## Directive
The listing below must be repeated word for word, with its images excluded.

================================

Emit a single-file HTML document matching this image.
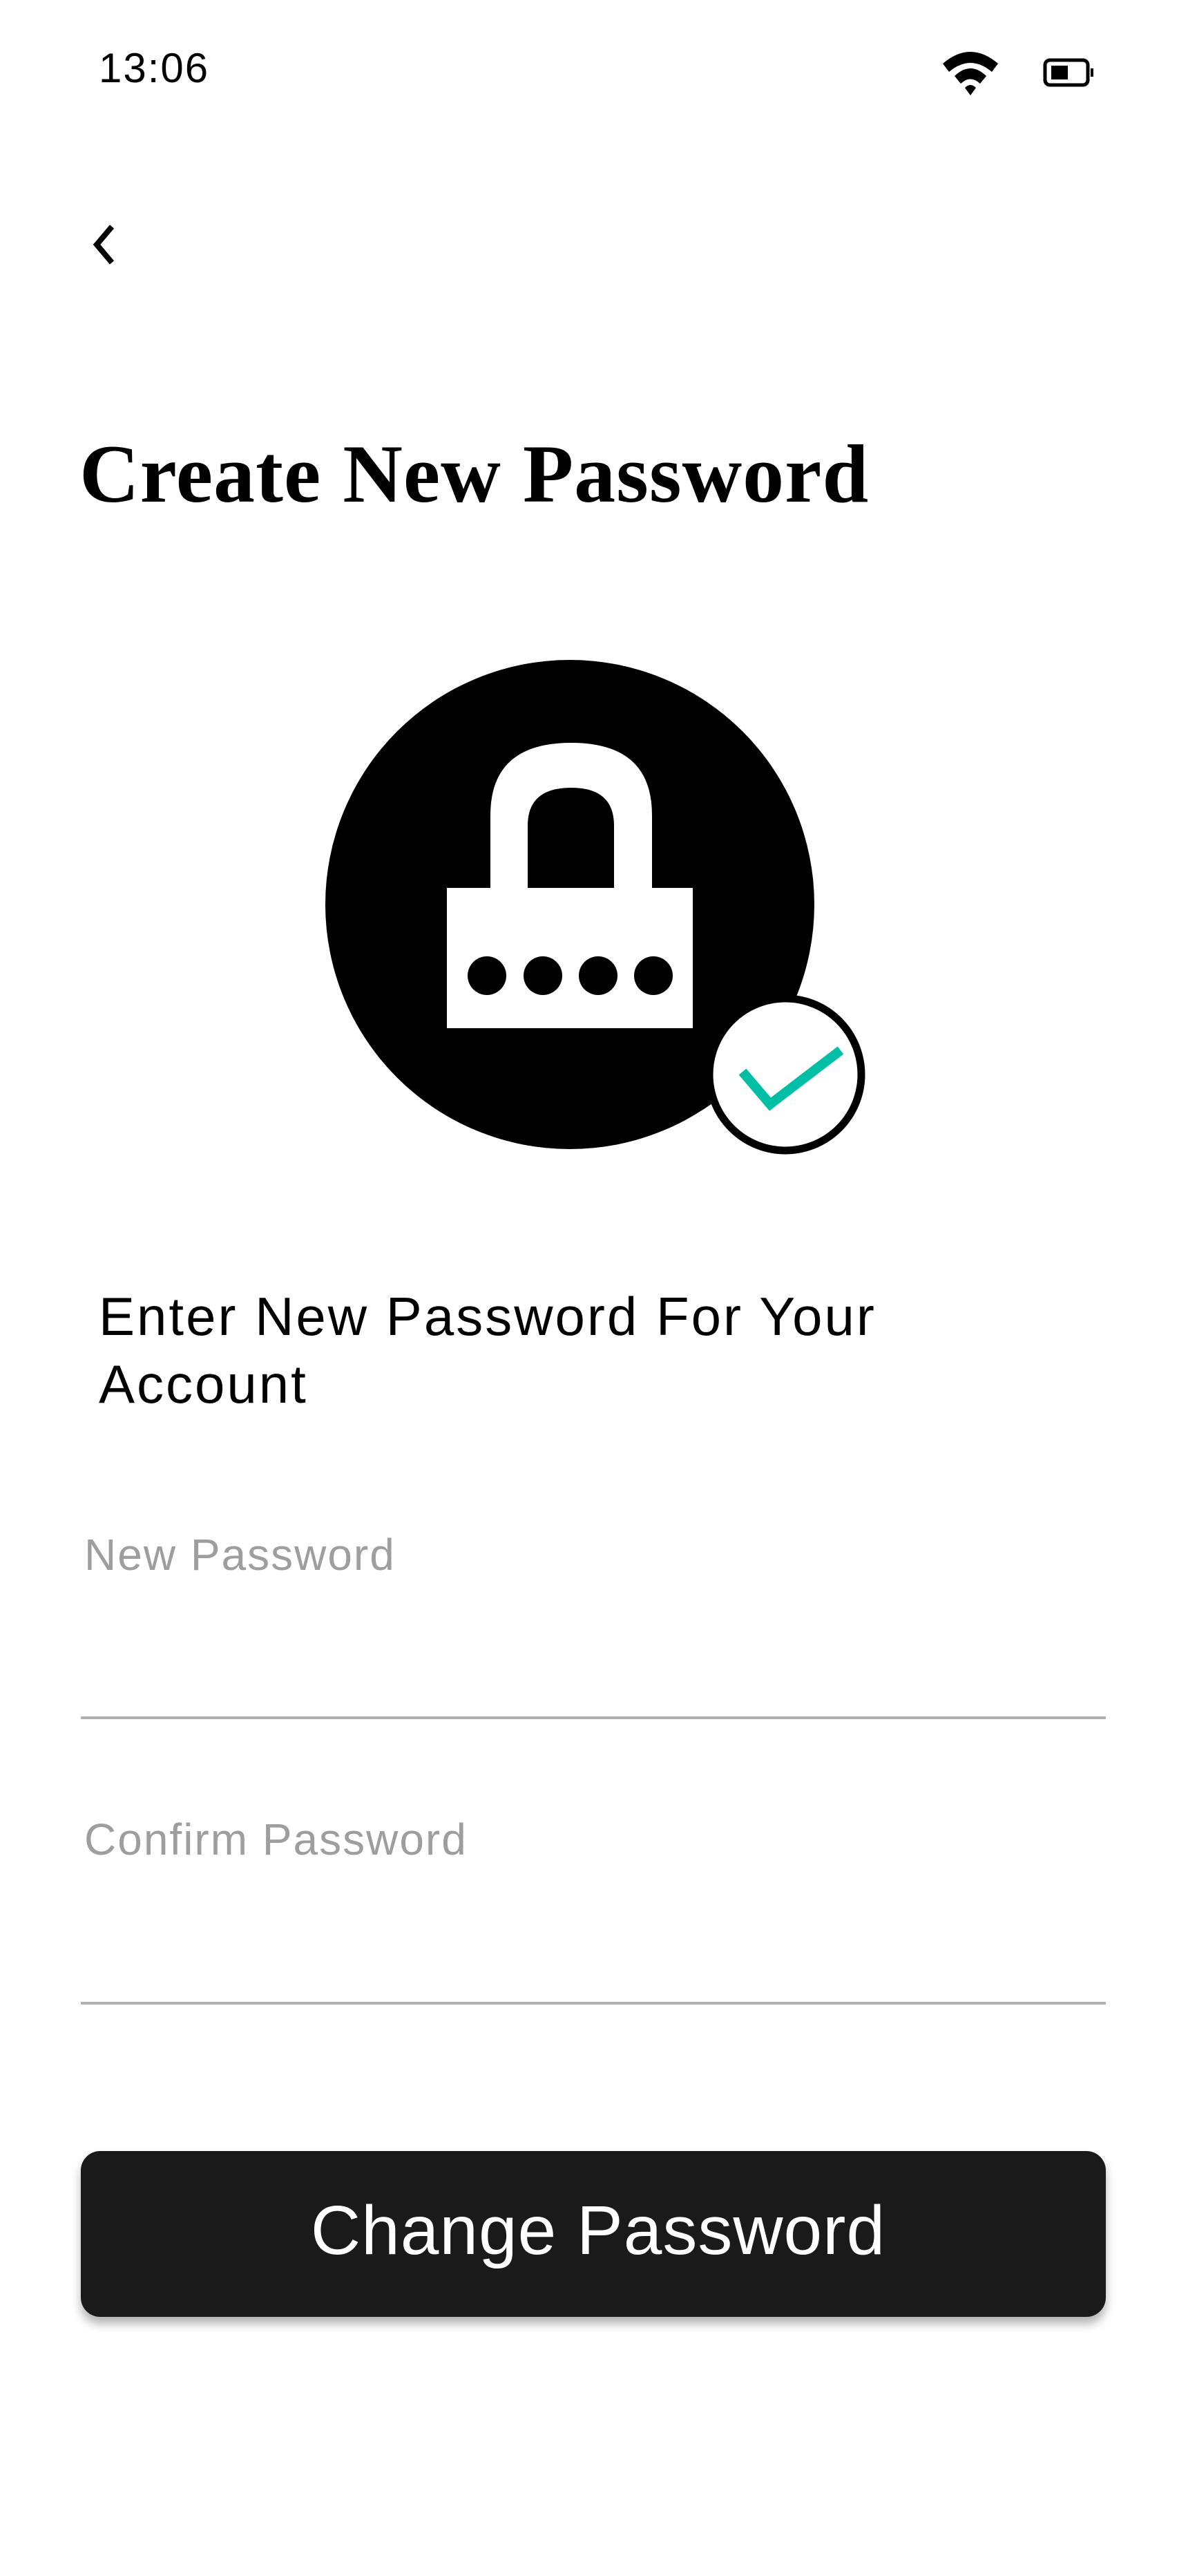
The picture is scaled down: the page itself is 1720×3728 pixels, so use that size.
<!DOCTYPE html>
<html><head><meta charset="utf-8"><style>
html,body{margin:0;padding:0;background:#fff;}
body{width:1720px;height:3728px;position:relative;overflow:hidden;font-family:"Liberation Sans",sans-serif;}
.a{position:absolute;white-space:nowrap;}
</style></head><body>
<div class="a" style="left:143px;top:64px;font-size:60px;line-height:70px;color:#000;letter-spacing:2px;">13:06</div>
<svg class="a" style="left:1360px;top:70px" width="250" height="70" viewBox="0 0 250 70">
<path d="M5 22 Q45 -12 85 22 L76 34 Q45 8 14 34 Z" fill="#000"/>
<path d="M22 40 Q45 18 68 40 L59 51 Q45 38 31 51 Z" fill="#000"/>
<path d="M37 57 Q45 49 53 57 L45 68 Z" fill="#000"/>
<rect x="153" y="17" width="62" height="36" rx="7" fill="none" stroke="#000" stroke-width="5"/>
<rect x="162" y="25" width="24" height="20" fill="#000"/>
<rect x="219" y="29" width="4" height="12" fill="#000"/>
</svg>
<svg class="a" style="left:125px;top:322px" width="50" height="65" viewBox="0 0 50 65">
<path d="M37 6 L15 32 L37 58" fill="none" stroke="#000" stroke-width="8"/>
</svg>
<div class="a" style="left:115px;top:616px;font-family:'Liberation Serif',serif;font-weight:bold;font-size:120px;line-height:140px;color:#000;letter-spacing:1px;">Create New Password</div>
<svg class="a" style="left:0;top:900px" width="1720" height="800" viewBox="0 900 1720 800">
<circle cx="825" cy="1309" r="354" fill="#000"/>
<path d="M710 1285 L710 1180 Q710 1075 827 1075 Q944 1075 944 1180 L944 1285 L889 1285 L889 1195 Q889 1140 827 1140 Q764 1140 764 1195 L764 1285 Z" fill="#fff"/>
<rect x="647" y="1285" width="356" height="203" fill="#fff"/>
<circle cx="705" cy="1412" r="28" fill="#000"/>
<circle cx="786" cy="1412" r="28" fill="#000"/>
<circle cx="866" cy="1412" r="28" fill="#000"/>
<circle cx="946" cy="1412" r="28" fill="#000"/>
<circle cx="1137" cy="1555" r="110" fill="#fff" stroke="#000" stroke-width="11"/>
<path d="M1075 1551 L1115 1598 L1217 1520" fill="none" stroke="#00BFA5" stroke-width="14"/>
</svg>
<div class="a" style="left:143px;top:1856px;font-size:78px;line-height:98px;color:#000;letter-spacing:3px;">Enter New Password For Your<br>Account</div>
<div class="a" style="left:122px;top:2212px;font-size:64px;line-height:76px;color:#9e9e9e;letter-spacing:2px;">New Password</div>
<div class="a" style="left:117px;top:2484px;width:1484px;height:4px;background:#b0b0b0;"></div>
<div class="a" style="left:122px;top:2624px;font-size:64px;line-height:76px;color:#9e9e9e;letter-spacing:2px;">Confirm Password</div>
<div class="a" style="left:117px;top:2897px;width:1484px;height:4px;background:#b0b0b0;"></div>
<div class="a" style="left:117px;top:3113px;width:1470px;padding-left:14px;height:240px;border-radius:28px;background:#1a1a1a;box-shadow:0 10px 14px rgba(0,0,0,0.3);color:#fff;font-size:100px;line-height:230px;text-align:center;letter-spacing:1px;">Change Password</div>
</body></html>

================================

## Output below
Emit a single-file HTML document matching this image.
The picture is scaled down: the page itself is 1720×3728 pixels, so use that size.
<!DOCTYPE html>
<html><head><meta charset="utf-8"><style>
html,body{margin:0;padding:0;background:#fff;}
body{width:1720px;height:3728px;position:relative;overflow:hidden;font-family:"Liberation Sans",sans-serif;}
.a{position:absolute;white-space:nowrap;}
</style></head><body>
<div class="a" style="left:143px;top:64px;font-size:60px;line-height:70px;color:#000;letter-spacing:2px;">13:06</div>
<svg class="a" style="left:1360px;top:70px" width="250" height="70" viewBox="0 0 250 70">
<path d="M5 22 Q45 -12 85 22 L76 34 Q45 8 14 34 Z" fill="#000"/>
<path d="M22 40 Q45 18 68 40 L59 51 Q45 38 31 51 Z" fill="#000"/>
<path d="M37 57 Q45 49 53 57 L45 68 Z" fill="#000"/>
<rect x="153" y="17" width="62" height="36" rx="7" fill="none" stroke="#000" stroke-width="5"/>
<rect x="162" y="25" width="24" height="20" fill="#000"/>
<rect x="219" y="29" width="4" height="12" fill="#000"/>
</svg>
<svg class="a" style="left:125px;top:322px" width="50" height="65" viewBox="0 0 50 65">
<path d="M37 6 L15 32 L37 58" fill="none" stroke="#000" stroke-width="8"/>
</svg>
<div class="a" style="left:115px;top:616px;font-family:'Liberation Serif',serif;font-weight:bold;font-size:120px;line-height:140px;color:#000;letter-spacing:1px;">Create New Password</div>
<svg class="a" style="left:0;top:900px" width="1720" height="800" viewBox="0 900 1720 800">
<circle cx="825" cy="1309" r="354" fill="#000"/>
<path d="M710 1285 L710 1180 Q710 1075 827 1075 Q944 1075 944 1180 L944 1285 L889 1285 L889 1195 Q889 1140 827 1140 Q764 1140 764 1195 L764 1285 Z" fill="#fff"/>
<rect x="647" y="1285" width="356" height="203" fill="#fff"/>
<circle cx="705" cy="1412" r="28" fill="#000"/>
<circle cx="786" cy="1412" r="28" fill="#000"/>
<circle cx="866" cy="1412" r="28" fill="#000"/>
<circle cx="946" cy="1412" r="28" fill="#000"/>
<circle cx="1137" cy="1555" r="110" fill="#fff" stroke="#000" stroke-width="11"/>
<path d="M1075 1551 L1115 1598 L1217 1520" fill="none" stroke="#00BFA5" stroke-width="14"/>
</svg>
<div class="a" style="left:143px;top:1856px;font-size:78px;line-height:98px;color:#000;letter-spacing:3px;">Enter New Password For Your<br>Account</div>
<div class="a" style="left:122px;top:2212px;font-size:64px;line-height:76px;color:#9e9e9e;letter-spacing:2px;">New Password</div>
<div class="a" style="left:117px;top:2484px;width:1484px;height:4px;background:#b0b0b0;"></div>
<div class="a" style="left:122px;top:2624px;font-size:64px;line-height:76px;color:#9e9e9e;letter-spacing:2px;">Confirm Password</div>
<div class="a" style="left:117px;top:2897px;width:1484px;height:4px;background:#b0b0b0;"></div>
<div class="a" style="left:117px;top:3113px;width:1470px;padding-left:14px;height:240px;border-radius:28px;background:#1a1a1a;box-shadow:0 10px 14px rgba(0,0,0,0.3);color:#fff;font-size:100px;line-height:230px;text-align:center;letter-spacing:1px;">Change Password</div>
</body></html>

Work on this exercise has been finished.